Essays on macroeconomics and monetary policy

Pedro Henrique da Silva Castro.

16/04/2018

Orientador: Márcio Gomes Pinto Garcia.

Co-orientador: Tiago Couto Berriel.

Banca: Carlos Viana de Carvalho. Eduardo Zilberman. Marco Bonomo. Bernardo Vasconcellos Guimarães.

Essays on macroeconomics and monetary policy

Nível: Doutorado

This thesis is comprised of three articles. The first two investigate the relationship between monetary policy power and the prevalence of governmental credit (featuring interest rates that are insensitive to the monetary cycle) in the economy. The first shows that the available microeconometric evidence is not necessarily informative about the macroeconomic phenomenon of interest, as this depends not only on the average micro effect but also on external effects that capture general equilibrium forces. As an illustration it shows a simple New-Keynesian model with working capital credit, where (i) the macroeconomic effect is usually significantly weaker than the associated micro effect; and (ii) inflation becomes more responsive to monetary policy when governmental credit is present, as this mitigates the cost-channel.
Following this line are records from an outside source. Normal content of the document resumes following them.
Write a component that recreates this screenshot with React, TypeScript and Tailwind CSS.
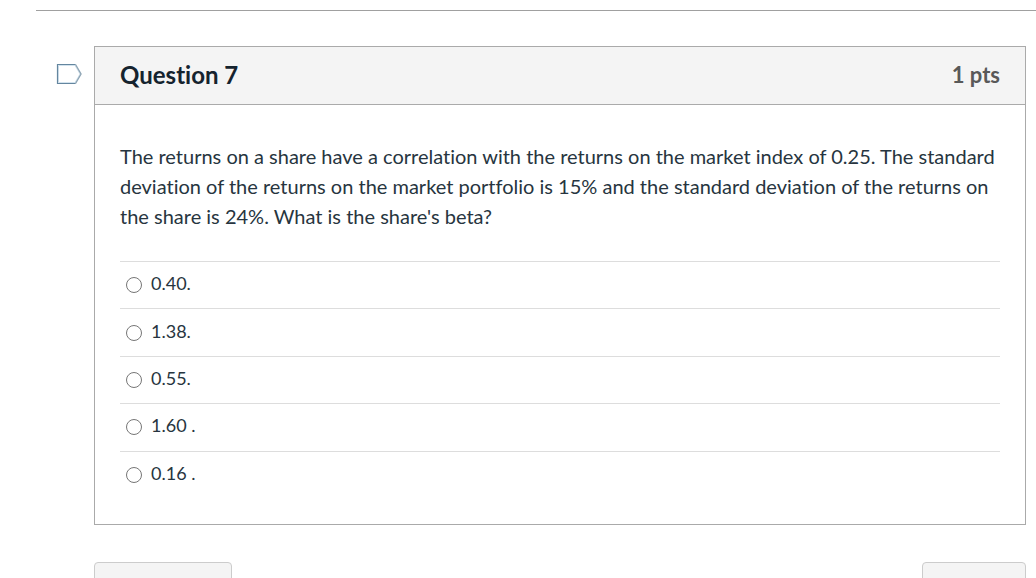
import { useState } from 'react'

const answers = ['0.40.', '1.38.', '0.55.', '1.60 .', '0.16 .']

function FlagButton() {
  return (
    <button type="button" aria-label="Flag question" className="mt-[17px] h-[22px] w-[26px] shrink-0">
      <svg width="26" height="22" viewBox="0 0 26 22" fill="none">
        <path d="M1.5 1.5H19.5L25 11L19.5 20.5H1.5Z" fill="#fff" />
        <path d="M2.5 19.5V2.5H19L24 11L19 19.5H2.5" stroke="#d3e3ee" />
        <path d="M19.5 1.5L25 11L19.5 20.5" stroke="#8ea5b5" strokeWidth="1.4" />
        <path d="M19.5 1.5H1.5V20.5H19.5" stroke="#64869f" strokeWidth="1.2" />
      </svg>
    </button>
  )
}

export default function App() {
  const [selected, setSelected] = useState<string | null>(null)

  return (
    <main className="h-screen overflow-hidden bg-white pt-2.5 pl-9 font-['Lato',sans-serif] text-[#273540] [font-variant-ligatures:none]">
      <hr className="border-t border-[#a0a0a0]" />

      <div className="mt-[35px] mr-2.5 ml-5 flex items-start gap-3">
        <FlagButton />

        <section className="min-w-0 flex-1 border border-[#aaaaaa]">
          <header className="flex h-[58px] items-center justify-between border-b border-[#aaaaaa] bg-[#f4f4f4] px-[25px] pb-0.5">
            <h2 className="text-2xl font-bold text-[#15232e]">Question 7</h2>
            <span className="text-[22px] font-bold text-[#595959]">1 pts</span>
          </header>

          <div className="px-[25px] pt-9 pb-[26px]">
            <p id="question-text" className="text-xl leading-[30px]">
              The returns on a share have a correlation with the returns on the market index of 0.25. The
              standard deviation of the returns on the market portfolio is 15% and the standard deviation of
              the returns on the share is 24%. What is the share's beta?
            </p>

            <div
              role="radiogroup"
              aria-labelledby="question-text"
              className="mt-[30px] grid h-[237px] auto-rows-fr"
            >
              {answers.map(answer => (
                <label key={answer} className="flex items-center gap-[9px] border-t border-[#dddddd] pl-1.5">
                  <input
                    type="radio"
                    name="question-7"
                    value={answer}
                    checked={selected === answer}
                    onChange={() => setSelected(answer)}
                    className="size-4"
                  />
                  <span className="pb-1 text-lg">{answer}</span>
                </label>
              ))}
            </div>
          </div>
        </section>
      </div>

      <nav className="mt-[37px] mr-2.5 ml-[58px] flex justify-between">
        <button
          type="button"
          aria-label="Previous"
          className="h-[50px] w-[138px] rounded border border-[#cccccc] bg-[#f4f4f4]"
        />
        <button
          type="button"
          aria-label="Next"
          className="h-[50px] w-[104px] rounded border border-[#cccccc] bg-[#f4f4f4]"
        />
      </nav>
    </main>
  )
}
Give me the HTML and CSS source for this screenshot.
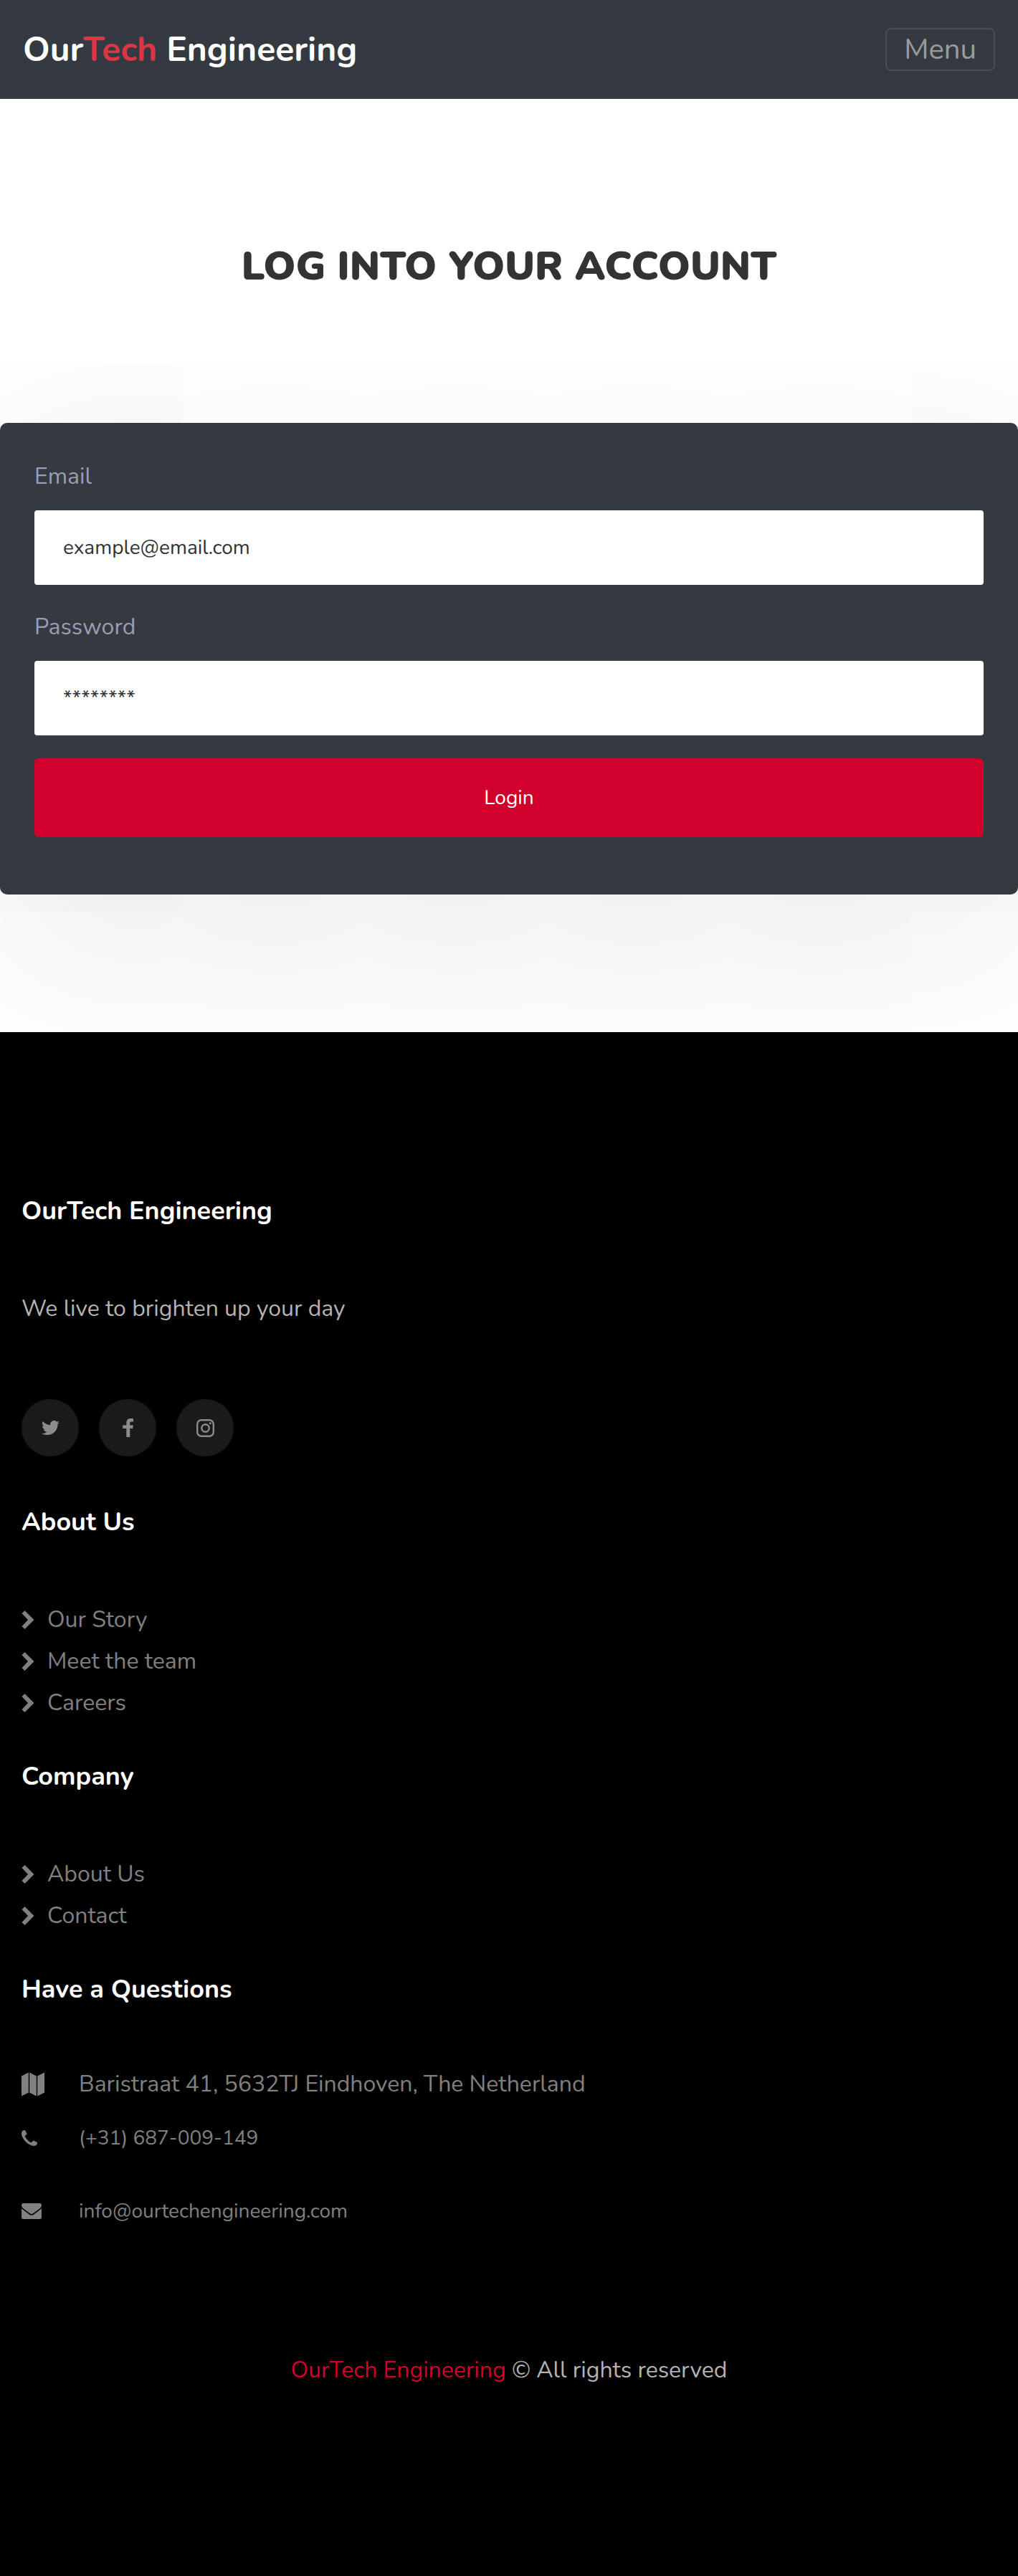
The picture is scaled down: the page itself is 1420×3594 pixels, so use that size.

Giving sequence, the second article extends the analysis with a medium-sized DSGE model where governmental credit is used to finance the acquisition of physical capital by firms. Not relying on a cost-channel, it shows that under some calibrations the presence of governmental credit increases monetary policy power over inflation. The model is then estimated to Brazil using Bayesian techniques. The results suggest that monetary policy power is indeed reduced for both output and inflation, but more for the former than for the later, implying a lower sacrifice ratio. The estimated effects are small, nonetheless. The model is also used to show that the subsidized governmental credit is little effective in boosting steady-state aggregate investment as the government is unable to distinguish between investment projects that would or would not be done without subsidies.  Finally, the third article studies to what extent the effects of capital flows on a small open economy's business cycle depend on the type of the inflow (e.g., whether a bond or a stock inflow, a liability or an asset flow). For such it build an open economy New-Keynesian model with financial frictions. In a first general analysis it identifies direct mechanisms through which inflows may have differentiated effects depending or their type. It is shown how these differences have implications for the conduct of sterilized FX interventions. The relevancy of these mechanisms is then examined using a calibrated version of the model, and it is concluded that they are probably of little significance.